Law Enforcement Funding
The art of government is largely the art of establishing priorities and the allocation of scarce resources. The Liberals made a major policy commitment to reduce deficits and debt at the same time they poured $2 billion into regulating law-abiding gun owners with a maze of administrative requirements. Much of this money came directly out of law enforcement budgets:
the government reduced the 1996-97 funding levels for the anti-smuggling initiatives by 65% despite the fact that larger sophisticated criminal organizations were being detected; in 1999 it shut down the RCMP training facility in Regina for several months due to lack of funding; in 2000 the Conference Board of Canada reported that over the past decade, the RCMP had lost 2,200 positions and close to $175 million in funding. The report found the results of these cuts were heavy workloads and inadequate operating budgets in the field. In British Columbia the RCMP closed dozens of commercial crime files because of a lack of resources; in 2001 the Canadian Police Association passed a resolution calling on the federal government to increase funding. The resolution stated the RCMP budget had been reduced to the point the force could not meet its obligations or its federal and national responsibilities. At the same time the RCMP had 161 staff working on the firearms program; in 2004 Manitoba reported that of the 629 authorized RCMP positions in Manitoba only 600 positions were funded and only 550 were filled. Of these positions approximately 50 officers are on stress or other leave; in 2005 the RCMP were losing 1650 officers a year to attrition. They needed to graduate 1,400 officers a year from their Regina Training Centre but its capacity was only 1,200 annually and they did not have the resources to increase that number; the government disbanded the Ports Police early in the 1990's; 1,600 vehicles ran the border in 2004. The border guards' union blames a cutback on RCMP officers at the border for the increasing number of people simply not stopping for inspection; Grant Obst, President of the Canadian Police Association, stated that “Things are going out of control and it is time to do something about it. The biggest problem organized crime has is they have too much money. And our biggest problem is we do not have enough”; The Solicitor General for the Province of Ontario has stated that a billion dollars (half the cost of the gun registry) would put more than 10,000 additional police on the streets; the Coast Guard states it no longer has the funding to defend our shores against terrorists;
The Gun Registry
The promise of the gun registry was that “Registration will reduce crime and better equip the police to deal with crime in Canadian society by providing them with information they often need to do their job. Registration will assist us to deal with the scourge of domestic violence. If a firearm is not readily available, lives can be saved.” Allan Rock (Minister of Justice and Attorney General of Canada, Hansard, June 13, 1995).
It is now known that many of the “facts” used to justify the registry were fraudulent and the statistics of gun violence misstated to make gun violence seem more prevalent than it actually was. As we can see from Allan Rock's statement above, the legislation was explicitly based on the discredited “more guns equals more crime” assumption.
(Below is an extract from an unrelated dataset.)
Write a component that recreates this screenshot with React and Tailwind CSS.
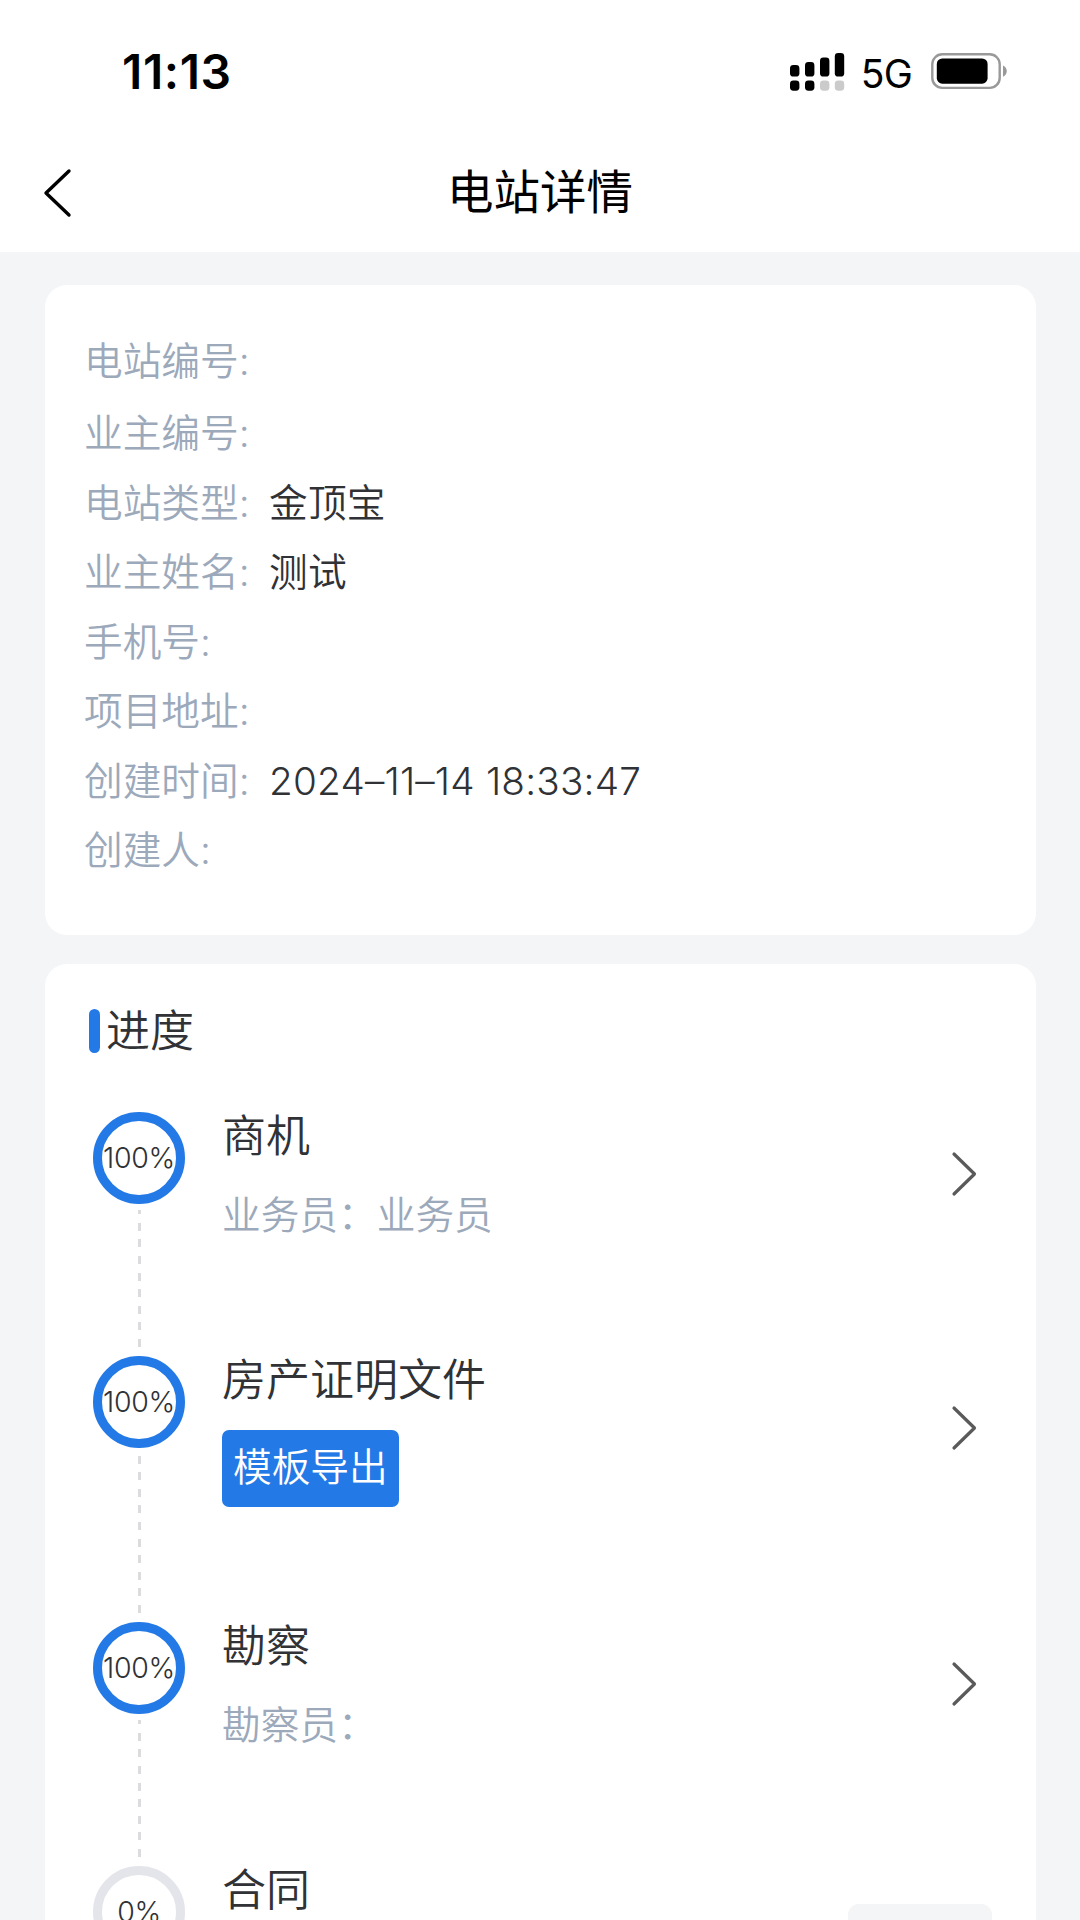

The promise of a cheap, effective $2 million registry has become the reality of an ineffective $2 billion registry.
Gang Violence
It has become painfully clear that it is hard to stop increasingly sophisticated criminal gangs from getting guns, but easy to force law-abiding citizens to disarm. An agenda of gun banning has about as much chance of “drying up” the sources of criminal guns as the drug laws have had in “drying up” the sources of illegal drugs. The Liberal policy of regulating, restricting and reducing the number of law-abiding gun owners has not stopped gang activity or gang violence, both of which have increased through the 1990s. Gang violence typically involves handguns even though handguns have been registered since the 1930s and are available to the law-abiding only under strictly controlled conditions. The pessimistic predications of some criminologists that the firearm registry would not reduce homicide rates and would be particularly ineffective against gang activity have proven true. The increase in firearm use by criminal gangs is not consistent with the hypothesis that firearms crime would decrease with a decline in the number of law-abiding firearm owners.
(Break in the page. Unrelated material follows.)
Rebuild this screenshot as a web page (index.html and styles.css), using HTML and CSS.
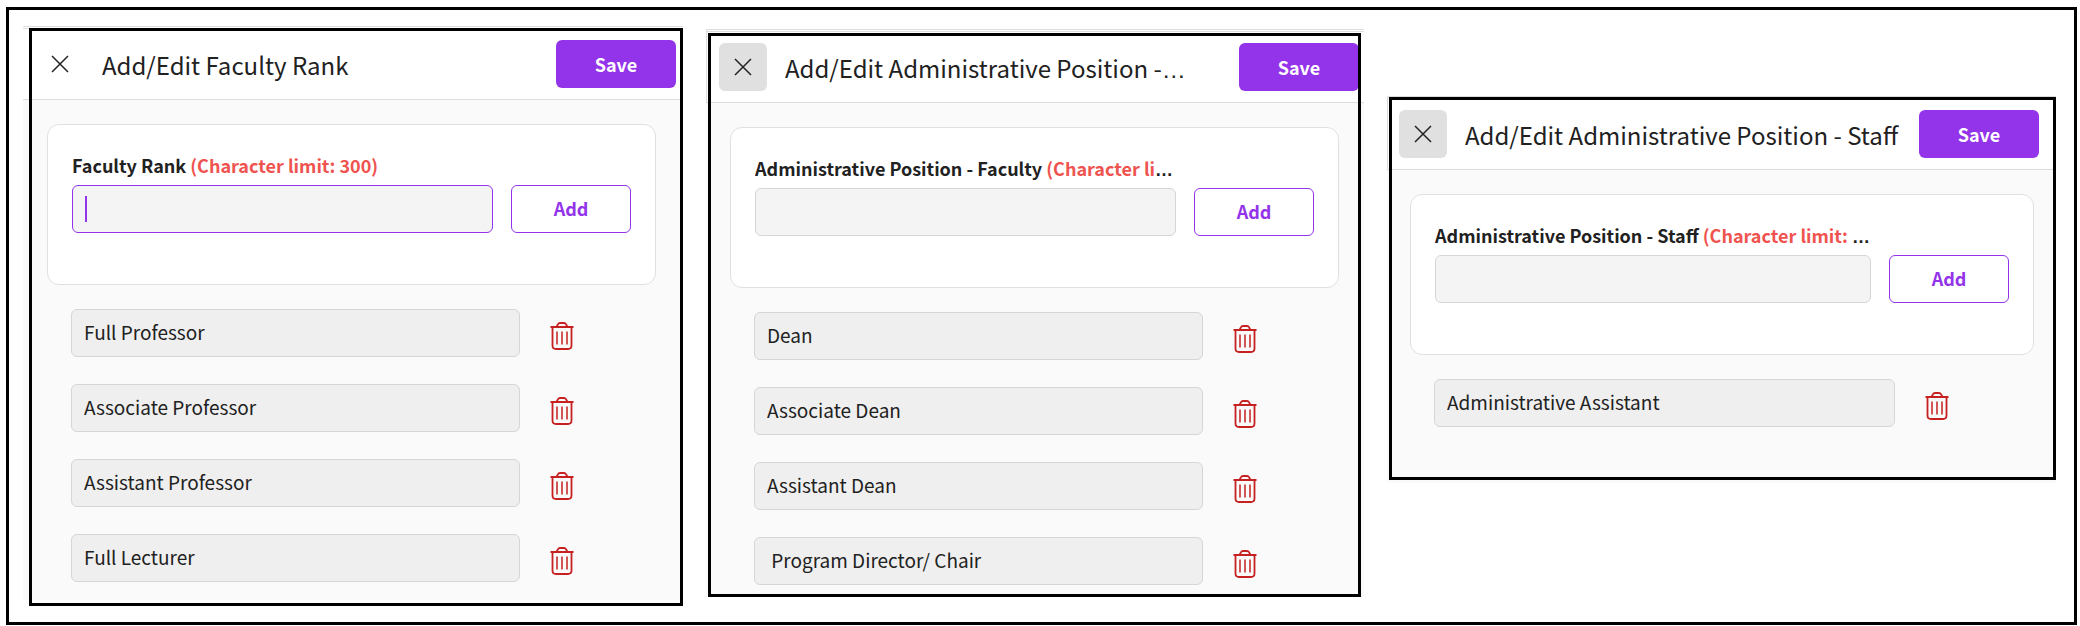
FILE: index.html
```
<!DOCTYPE html>
<html lang="en">
<head>
	<meta charset="utf-8">
	<title>Add/Edit Positions</title>
	<meta name="viewport" content="width=device-width, initial-scale=1">
	<link rel="stylesheet" href="styles.css">
</head>
<body>
	<!-- shared icons -->
	<svg class="icon_defs" aria-hidden="true">
		<symbol id="icon_close" viewBox="0 0 18 18">
			<path d="M1 1L17 17M17 1L1 17" fill="none" stroke="currentColor" stroke-width="1.5" />
		</symbol>
		<symbol id="icon_trash" viewBox="0 0 24 28">
			<path d="M0.5 5H23.5M6.5 5L8 2.2Q8.6 1 10 1H14Q15.4 1 16 2.2L17.5 5M2.5 5V23.5Q2.5 27 6 27H18Q21.5 27 21.5 23.5V5" fill="none" stroke="currentColor" stroke-width="1.8" />
			<path d="M7 9.5V22.5M12 9.5V22.5M17 9.5V22.5" fill="none" stroke="currentColor" stroke-width="1.5" />
		</symbol>
	</svg>
	<main class="board">
		<section class="panel panel_rank">
			<header class="panel_header">
				<button type="button" class="close_btn" aria-label="Close"><svg><use href="#icon_close" /></svg></button>
				<h2><span>Add/Edit Faculty Rank</span></h2>
				<button type="button" class="save_btn">Save</button>
			</header>
			<div class="panel_body">
				<form class="card">
					<div class="field focused">
						<label for="rank"><span>Faculty Rank <span class="limit">(Character limit: 300)</span></span></label>
						<div class="input_wrap"><input type="text" id="rank" maxlength="300"></div>
					</div>
					<button type="button" class="add_btn">Add</button>
				</form>
				<ul class="items">
					<li><input type="text" aria-label="Rank 1" value="Full Professor" readonly><button type="button" class="trash_btn" aria-label="Delete"><svg><use href="#icon_trash" /></svg></button></li>
					<li><input type="text" aria-label="Rank 2" value="Associate Professor" readonly><button type="button" class="trash_btn" aria-label="Delete"><svg><use href="#icon_trash" /></svg></button></li>
					<li><input type="text" aria-label="Rank 3" value="Assistant Professor" readonly><button type="button" class="trash_btn" aria-label="Delete"><svg><use href="#icon_trash" /></svg></button></li>
					<li><input type="text" aria-label="Rank 4" value="Full Lecturer" readonly><button type="button" class="trash_btn" aria-label="Delete"><svg><use href="#icon_trash" /></svg></button></li>
				</ul>
			</div>
		</section>

		<section class="panel panel_faculty">
			<header class="panel_header">
				<button type="button" class="close_btn active" aria-label="Close"><svg><use href="#icon_close" /></svg></button>
				<h2><span>Add/Edit Administrative Position - Faculty</span></h2>
				<button type="button" class="save_btn">Save</button>
			</header>
			<div class="panel_body">
				<form class="card">
					<div class="field">
						<label for="faculty"><span>Administrative Position - Faculty <span class="limit">(Character limit: 300)</span></span></label>
						<div class="input_wrap"><input type="text" id="faculty" maxlength="300"></div>
					</div>
					<button type="button" class="add_btn">Add</button>
				</form>
				<ul class="items">
					<li><input type="text" aria-label="Position 1" value="Dean" readonly><button type="button" class="trash_btn" aria-label="Delete"><svg><use href="#icon_trash" /></svg></button></li>
					<li><input type="text" aria-label="Position 2" value="Associate Dean" readonly><button type="button" class="trash_btn" aria-label="Delete"><svg><use href="#icon_trash" /></svg></button></li>
					<li><input type="text" aria-label="Position 3" value="Assistant Dean" readonly><button type="button" class="trash_btn" aria-label="Delete"><svg><use href="#icon_trash" /></svg></button></li>
					<li><input type="text" aria-label="Position 4" value=" Program Director/ Chair" readonly><button type="button" class="trash_btn" aria-label="Delete"><svg><use href="#icon_trash" /></svg></button></li>
				</ul>
			</div>
		</section>

		<section class="panel panel_staff">
			<header class="panel_header">
				<button type="button" class="close_btn active" aria-label="Close"><svg><use href="#icon_close" /></svg></button>
				<h2><span>Add/Edit Administrative Position - Staff</span></h2>
				<button type="button" class="save_btn">Save</button>
			</header>
			<div class="panel_body">
				<form class="card">
					<div class="field">
						<label for="staff"><span>Administrative Position - Staff <span class="limit">(Character limit: 300)</span></span></label>
						<div class="input_wrap"><input type="text" id="staff" maxlength="300"></div>
					</div>
					<button type="button" class="add_btn">Add</button>
				</form>
				<ul class="items">
					<li><input type="text" aria-label="Staff position 1" value="Administrative Assistant" readonly><button type="button" class="trash_btn" aria-label="Delete"><svg><use href="#icon_trash" /></svg></button></li>
				</ul>
			</div>
		</section>
	</main>
</body>
</html>
```
FILE: styles.css
```
* {
	box-sizing: border-box;
}
body {
	margin: 0;
	padding: 7px 3px 1px 6px;
	min-height: 100vh;
	display: flex;
	background: #fff;
	color: #212121;
	font-family: "Noto Sans CJK SC", "Noto Sans", sans-serif;
	font-size: 18px;
}
button, input {
	font: inherit;
	color: inherit;
}
button {
	padding: 0;
	border: none;
	background: none;
	cursor: pointer;
}
svg {
	display: block;
}
.icon_defs {
	display: none;
}
.board {
	flex: 1;
	min-width: 0;
	display: flex;
	align-items: flex-start;
	gap: 23px;
	padding: 0 18px 0 14px;
	border: 3px solid #000;
}
.panel {
	position: relative;
	min-width: 0;
	background: #fafafa;
}
/* black outline laid over each panel */
.panel::after {
	content: "";
	position: absolute;
	border: 3px solid #000;
	pointer-events: none;
}
.panel_rank {
	flex: 660 1 0;
	margin-top: 16px;
}
.panel_rank::after {
	inset: 2px 0 -6px 6px;
}
.panel_faculty {
	flex: 658 1 0;
	margin-top: 19px;
}
.panel_faculty::after {
	inset: 4px 3px 0 2px;
}
.panel_staff {
	flex: 669 1 0;
	margin-top: 86px;
}
.panel_staff::after {
	inset: 1px 0 3px 2px;
}
.panel_header {
	display: flex;
	align-items: center;
	gap: 18px;
	padding: 11px 7px 11px 12px;
	border: 1px solid #ddd;
	border-top: 3px double #ddd;
	border-right: none;
	background: #fff;
}
.panel_rank .panel_header {
	padding-left: 13px;
	border-left: none;
}
.panel_faculty .panel_header {
	padding-right: 5px;
}
.panel_staff .panel_header {
	padding-left: 11px;
	padding-right: 17px;
}
.panel_header h2 {
	flex: 1;
	min-width: 0;
	margin: 0;
	padding-top: 4px;
	font-size: 24px;
	font-weight: 400;
	line-height: 36px;
	white-space: nowrap;
	overflow: hidden;
	text-overflow: ellipsis;
}
.panel_faculty h2 {
	margin-right: 32px;
}
/* the block's own font draws the ellipsis, CJK fonts centre the dots */
.panel_header h2, .field label {
	font-family: "Liberation Sans", sans-serif;
}
h2 span, label span {
	font-family: "Noto Sans CJK SC", "Noto Sans", sans-serif;
}
.close_btn {
	display: flex;
	align-items: center;
	justify-content: center;
	width: 48px;
	height: 48px;
	border-radius: 6px;
}
.close_btn.active {
	background: #e0e0e0;
}
.close_btn svg {
	width: 18px;
	height: 18px;
}
.save_btn, .add_btn {
	flex: none;
	width: 120px;
	height: 48px;
	border-radius: 6px;
	font-weight: 700;
}
.save_btn {
	background: #9333ea;
	color: #fff;
}
.add_btn {
	padding-bottom: 2px;
	border: 1px solid #9333ea;
	background: #fff;
	color: #9333ea;
}
.panel_body {
	padding: 24px 27px 18px 24px;
}
.panel_faculty .panel_body {
	padding: 24px 25px 12px 24px;
}
.panel_staff .panel_body {
	padding: 24px 22px 56px 23px;
}
.card {
	display: flex;
	align-items: flex-end;
	gap: 18px;
	padding: 26px 24px 51px;
	border: 1px solid #e0e0e0;
	border-radius: 12px;
	background: #fff;
}
.field {
	flex: 1;
	min-width: 0;
}
.field label {
	display: block;
	margin-bottom: 4px;
	font-weight: 700;
	line-height: 28px;
	white-space: nowrap;
	overflow: hidden;
	text-overflow: ellipsis;
}
.field .limit {
	color: #ef5350;
}
.input_wrap {
	position: relative;
}
input {
	display: block;
	width: 100%;
	height: 48px;
	padding: 0 12px 3px;
	border: 1px solid #d6d6d6;
	border-radius: 6px;
	background: #f4f4f4;
	outline: none;
}
.focused input {
	border-color: #9333ea;
}
/* text cursor of the focused field */
.focused .input_wrap::after {
	content: "";
	position: absolute;
	left: 13px;
	top: 11px;
	width: 2px;
	height: 26px;
	background: #9333ea;
}
.items {
	display: flex;
	flex-direction: column;
	gap: 27px;
	margin: 24px 0 0;
	padding: 0 24px;
	list-style: none;
}
.items li {
	display: flex;
	align-items: center;
	gap: 30px;
}
.items input {
	width: 80%;
	background: #efefef;
	font-size: 19px;
}
.trash_btn {
	padding-top: 6px;
	color: #c62020;
}
.trash_btn svg {
	width: 24px;
	height: 28px;
}
```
It seems no matter were you grab the increasing gang violence problem in Canada, you are led back to a Liberal policy that failed. Having bet the farm that a rigorous crack down on inanimate objects and the law-abiding would reduce crime, the Liberals have a great many policy and funding decisions they would rather not talk about. No wonder Paul Martin is desperate to shift the gang problem debate onto inanimate objects and the easy to regulate law-abiding.